SUPPLIED DATA

--------------------

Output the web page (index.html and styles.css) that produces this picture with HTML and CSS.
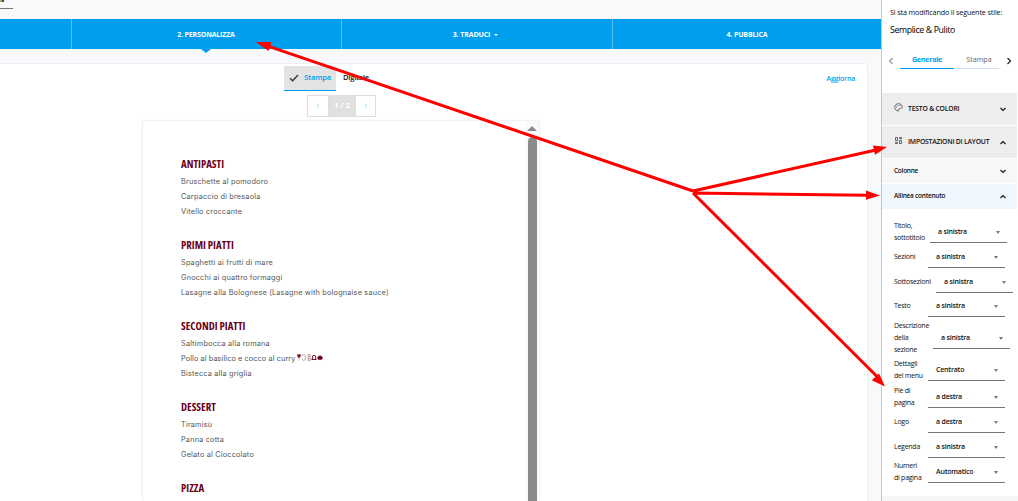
FILE: index.html
```html
<!DOCTYPE html>
<html lang="it">
<head>
<meta charset="utf-8">
<title>Personalizza menu</title>
<link rel="stylesheet" href="styles.css">
</head>
<body>
<div class="app">
  <main class="main">
    <div class="topbar"><div class="field-end"><i></i></div></div>
    <nav class="steps">
      <div class="step first"></div>
      <div class="step active"><span class="t-pers">2. PERSONALIZZA</span></div>
      <div class="step"><span class="t-trad">3. TRADUCI</span><i class="caret"></i></div>
      <div class="step last"><span class="t-pub">4. PUBBLICA</span></div>
    </nav>
    <section class="card">
      <header class="tools">
        <div class="tabs">
          <div class="tab selected"><svg width="10" height="8" viewBox="0 0 10 8"><path d="M1 4.2L3.6 6.8L9 1" fill="none" stroke="#333" stroke-width="1.3"/></svg><span>Stampa</span></div>
          <div class="tab"><span>Digitale</span></div>
        </div>
        <a class="refresh">Aggiorna</a>
      </header>
      <div class="pager">
        <div class="page-btn"><svg width="4" height="6" viewBox="0 0 4 6"><path d="M3 .5L1 3L3 5.5"/></svg></div>
        <div class="page-num">1 / 2</div>
        <div class="page-btn"><svg width="4" height="6" viewBox="0 0 4 6"><path d="M1 .5L3 3L1 5.5"/></svg></div>
      </div>
      <div class="preview">
        <div class="menu">
          <h2>ANTIPASTI</h2>
          <p>Bruschette al pomodoro</p><p>Carpaccio di bresaola</p><p>Vitello croccante</p>
          <h2>PRIMI PIATTI</h2>
          <p>Spaghetti ai frutti di mare</p><p>Gnocchi ai quattro formaggi</p><p>Lasagne alla Bolognese (Lasagne with bolognaise sauce)</p>
          <h2>SECONDI PIATTI</h2>
          <p>Saltimbocca alla romana</p>
          <p><span class="tight">Pollo al basilico e cocco al curry</span><svg class="allergens" width="26" height="7" viewBox="0 0 26 7"><path d="M0 .5H4L3 3.5H1ZM2 3V6.5" fill="#6b1426" stroke="#8a5560" stroke-width=".5"/><path d="M6 .7Q8.5 0 8.5 3.5T6 6.4M5.5 1V2.5M5.5 4.5V6" fill="none" stroke="#b88a94" stroke-width=".8"/><path d="M11 .6H13.2V6.4H11ZM11 2.5H13M11 4.5H13" fill="none" stroke="#b88a94" stroke-width=".8"/><path d="M14.5 5.5H19.5M15.4 5.5V3Q15.4 1.4 17 1.4T18.7 3V5.5" fill="none" stroke="#6b1426"/><path d="M20.5 4Q20.5 2 23 2T25.5 3.8Q25.5 5.8 23 5.8T20.5 4ZM23 2V1" fill="#6b0018" stroke="#6b0018" stroke-width=".5"/></svg></p>
          <p>Bistecca alla griglia</p>
          <h2>DESSERT</h2>
          <p>Tiramisù</p><p>Panna cotta</p><p>Gelato al Cioccolato</p>
          <h2>PIZZA</h2>
        </div>
        <div class="scrollbar"><i class="up"></i><i class="thumb"></i></div>
      </div>
    </section>
  </main>
  <aside class="side">
    <div class="intro">Si sta modificando il seguente stile:</div>
    <div class="style-name">Semplice &amp; Pulito</div>
    <div class="side-tabs">
      <svg class="prev" width="6" height="8" viewBox="0 0 6 8"><path d="M4.5 1L1.5 4L4.5 7"/></svg>
      <div class="side-tab on">Generale</div>
      <div class="side-tab">Stampa</div>
      <svg class="next" width="6" height="8" viewBox="0 0 6 8"><path d="M1.5 1L4.5 4L1.5 7"/></svg>
    </div>
    <div class="acc a1">
      <svg class="ico" width="9" height="9" viewBox="0 0 9 9"><path d="M4.4.7C2.1.7.7 2.5.7 4.3S2.3 8 4.3 8C5.2 8 4.7 7 4.8 6.3S5.6 5.4 6.5 5.4S8.2 5 8.2 3.7C8.2 1.8 6.5.7 4.4.7Z" fill="none" stroke="#555" stroke-width=".9"/><path d="M2 3.6h1v1H2zM3.4 1.9h1v1h-1zM5.5 2.1h1v1h-1z" fill="#666"/></svg>
      <span class="t-testo">TESTO &amp; COLORI</span><svg class="chev" width="8" height="5" viewBox="0 0 8 5"><path d="M1.5 1L4 3.5L6.5 1"/></svg>
    </div>
    <div class="acc a2">
      <svg class="ico" width="9" height="9" viewBox="0 0 9 9"><path d="M1.5 1.5h2v3h-2zM5.5 1.5h2v1.2h-2zM1.5 6.3h2v1.2h-2zM5.5 4.5h2v3h-2z" fill="none" stroke="#555" stroke-width=".9"/></svg>
      <span class="t-imp">IMPOSTAZIONI DI LAYOUT</span><svg class="chev" width="8" height="5" viewBox="0 0 8 5"><path d="M1.5 4L4 1.5L6.5 4"/></svg>
    </div>
    <div class="acc a3"><span>Colonne</span><svg class="chev" width="8" height="5" viewBox="0 0 8 5"><path d="M1.5 1L4 3.5L6.5 1"/></svg></div>
    <div class="acc a4"><span>Allinea contenuto</span><svg class="chev" width="8" height="5" viewBox="0 0 8 5"><path d="M1.5 4L4 1.5L6.5 4"/></svg></div>
    <div class="options">
      <div class="opt w36"><label>Titolo,<br>sottotitolo</label><div class="select">a sinistra<i></i></div></div>
      <div class="opt"><label>Sezioni</label><div class="select">a sinistra<i></i></div></div>
      <div class="opt w42"><label>Sottosezioni</label><div class="select">a sinistra<i></i></div></div>
      <div class="opt"><label>Testo</label><div class="select">a sinistra<i></i></div></div>
      <div class="opt w39"><label>Descrizione<br>della<br>sezione</label><div class="select">a sinistra<i></i></div></div>
      <div class="opt"><label>Dettagli<br>del menu</label><div class="select">Centrato<i></i></div></div>
      <div class="opt"><label>Piè di<br>pagina</label><div class="select">a destra<i></i></div></div>
      <div class="opt"><label>Logo</label><div class="select">a destra<i></i></div></div>
      <div class="opt"><label>Legenda</label><div class="select">a sinistra<i></i></div></div>
      <div class="opt"><label>Numeri<br>di pagina</label><div class="select auto">Automatico<i></i></div></div>
    </div>
    <div class="side-foot"></div>
  </aside>
  <svg class="arrows" width="1018" height="501" viewBox="0 0 1018 501">
    <g stroke="#f00" stroke-width="3" fill="none"><path d="M693 191L268 46.1M693 191L876 150M693 193L867 195.3M693 193L877 376.5"/></g>
    <g fill="#f00"><path d="M256 42L271.5 42L268.5 51Z"/><path d="M887 147L873 145.5L875 154.7Z"/><path d="M880 195.5L866 190.5L866 199.8Z"/><path d="M885 386.5L871.8 380.3L879 373.5Z"/></g>
  </svg>
</div>
</body>
</html>
```
FILE: styles.css
```css
* { box-sizing: border-box; }
body { margin: 0; font-family: "Open Sans", "Noto Sans", sans-serif; font-size: 7.5px; color: #111; overflow: hidden; }
h2, p { margin: 0; }
.app { position: relative; display: flex; width: 1018px; height: 501px; overflow: hidden; background: #f8f9fb; }
.main { width: 881px; display: flex; flex-direction: column; }
.topbar { height: 19px; }
.field-end { width: 13px; height: 9px; border-bottom: 1px solid #777; }
.field-end i { display: block; width: 4px; height: 2px; background: #c99a4a; border-right: 2px solid #3b4a78; }
.steps { display: flex; height: 30px; flex: none; background: #009fee; color: #fff; font-weight: 700; font-size: 7px; }
.step { position: relative; width: 271px; display: flex; align-items: center; justify-content: center; border-left: 1px solid #5ac0f4; }
.step.first { width: 71px; border: 0; }
.step.active { width: 270px; padding-right: 1px; }
.step.last { width: 269px; }
.step.active::after { content: ""; position: absolute; left: 129px; top: 30px; border: 5px solid transparent; border-top: 4px solid #009fee; border-bottom: 0; }
.t-pers { letter-spacing: -0.17px; }
.t-trad { letter-spacing: -0.1px; margin-left: -3px; }
.t-pub { letter-spacing: -0.15px; }
.caret { border: 2.5px solid transparent; border-top-color: #fff; border-bottom: 0; margin: 1px 0 0 4px; }
.card { margin: 14px 13px 0 -4px; flex: 1; min-height: 0; background: #fff; border: 1px solid #eceef1; border-bottom: 0; border-radius: 3px 3px 0 0; display: flex; flex-direction: column; align-items: flex-start; }
.tools { display: flex; width: 100%; height: 31px; padding: 2px 12px 0 287px; justify-content: space-between; flex: none; }
.tabs { display: flex; gap: 1px; }
.tab { height: 25px; display: flex; align-items: center; padding: 0 6px 3px; font-weight: 600; letter-spacing: -0.2px; }
.tab.selected { width: 52px; background: #e3e3e3; border-bottom: 1px solid #009fee; color: #009fee; gap: 5px; padding: 0 0 2px 5px; letter-spacing: -0.1px; }
.tab svg { margin-top: 2px; flex: none; }
.refresh { color: #009fee; font-weight: 600; font-size: 7px; line-height: 25px; letter-spacing: -0.2px; }
.pager { display: flex; margin-left: 310px; height: 22px; flex: none; }
.page-btn { width: 22px; border: 1px solid #ddd; display: flex; align-items: center; justify-content: center; }
.page-btn:last-child { width: 21px; }
.page-btn path { stroke: #a9dcf7; fill: none; }
.page-num { width: 26px; background: #e0e0e0; color: #fff; font-weight: 700; line-height: 21px; text-align: center; }
.preview { margin: 3px 0 0 145px; width: 398px; flex: 1; min-height: 0; border: 1px solid #f2f2f2; border-bottom: 0; border-radius: 2px; box-shadow: 0 0 2px #eee; display: flex; justify-content: space-between; overflow: hidden; }
.menu { padding: 33px 0 0 38px; font-family: Inter, sans-serif; font-size: 7.3px; letter-spacing: 0.2px; color: #555; }
.menu h2 { height: 20px; font: 700 11.2px/20px "Open Sans", sans-serif; font-stretch: 75%; letter-spacing: 0; color: #6b0018; transform: scaleX(0.965); transform-origin: left; white-space: nowrap; }
.menu p + h2 { margin-top: 16px; }
.menu p { height: 15px; line-height: 16px; white-space: nowrap; }
.tight { letter-spacing: 0.1px; }
.allergens { margin-left: 1px; }
.scrollbar { width: 14px; background: #fafafa; display: flex; flex-direction: column; align-items: center; padding-top: 5px; }
.up { border: 5px solid transparent; border-bottom-color: #8a8a8a; border-top: 0; }
.thumb { width: 9px; flex: 1; margin-top: 6px; border-radius: 5px 5px 0 0; background: #8a8a8a; }
.side { width: 137px; background: #fff; border-left: 1px solid #c4c6c8; display: flex; flex-direction: column; padding-top: 4px; }
.intro { height: 17px; line-height: 17px; padding-left: 8px; white-space: nowrap; font-size: 7.2px; font-weight: 500; letter-spacing: -0.13px; }
.style-name { height: 18px; line-height: 18px; padding-left: 8px; font-size: 8.8px; font-weight: 500; letter-spacing: -0.38px; color: #000; }
.side-tabs { height: 29px; margin-top: 7px; padding-left: 6px; display: flex; align-items: center; margin-bottom: 18px; font-size: 7.2px; }
.side-tabs path { fill: none; stroke: #222; stroke-width: 1.2; }
.side-tabs .prev path { stroke: #999; }
.side-tab { height: 17px; width: 45px; line-height: 15px; text-align: center; color: #666; border-bottom: 1px solid #d3e2f0; padding-left: 5px; }
.side-tab.on { width: 54px; margin-left: 6px; color: #009fee; border-color: #009fee; font-weight: 700; padding-left: 0; letter-spacing: -0.3px; }
.side-tabs .next { margin-left: 7px; }
.acc { display: flex; align-items: center; padding: 0 10px 0 12px; margin-bottom: 1px; width: 135px; flex: none; }
.acc span { margin-top: -2px; white-space: nowrap; }
.acc .chev { margin-left: auto; }
.chev path { fill: none; stroke: #111; stroke-width: 1.1; }
.ico { margin: -3px 5px 0 0; flex: none; }
.a1, .a2 { height: 32px; background: #ededed; font-weight: 600; font-size: 6.8px; letter-spacing: -0.2px; }
.a1 { border-radius: 2px 2px 0 0; }
.a3 { height: 24px; background: #f7f7f7; font-weight: 600; font-size: 6.5px; letter-spacing: -0.25px; }
.a4 { height: 25px; background: #eef8fe; font-weight: 600; font-size: 6.5px; letter-spacing: -0.25px; }
.options { margin-top: 10px; padding-left: 12px; display: grid; grid-template-rows: 24px 26px 24px 24px 40px 24px 30px 20px 30px 20px; font-size: 7px; }
.opt { display: grid; grid-template-columns: 34px 77px; align-items: center; align-content: center; }
.opt label { line-height: 12px; white-space: nowrap; letter-spacing: -0.25px; }
.w36 { grid-template-columns: 36px 77px; }
.w42 { grid-template-columns: 42px 77px; }
.w39 { grid-template-columns: 39px 77px; }
.select { height: 22px; padding: 0 7px 0 8px; display: flex; align-items: center; justify-content: space-between; border-bottom: 1px solid #777; font-weight: 600; letter-spacing: -0.2px; }
.select i { border: 2.5px solid transparent; border-top: 3px solid #777; border-bottom: 0; margin-top: 1px; }
.auto { letter-spacing: -0.2px; }
.side-foot { flex: 1; margin-top: 14px; background: #f5f5f5; }
.arrows { position: absolute; left: 0; top: 0; }
```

--------------------

WRITTEN PROBLEM
Using the listing, copy every line where the word "with" shows up.

TASK ANSWER
Output the web page (index.html and styles.css) that produces this picture with HTML and CSS.
          <p>Spaghetti ai frutti di mare</p><p>Gnocchi ai quattro formaggi</p><p>Lasagne alla Bolognese (Lasagne with bolognaise sauce)</p>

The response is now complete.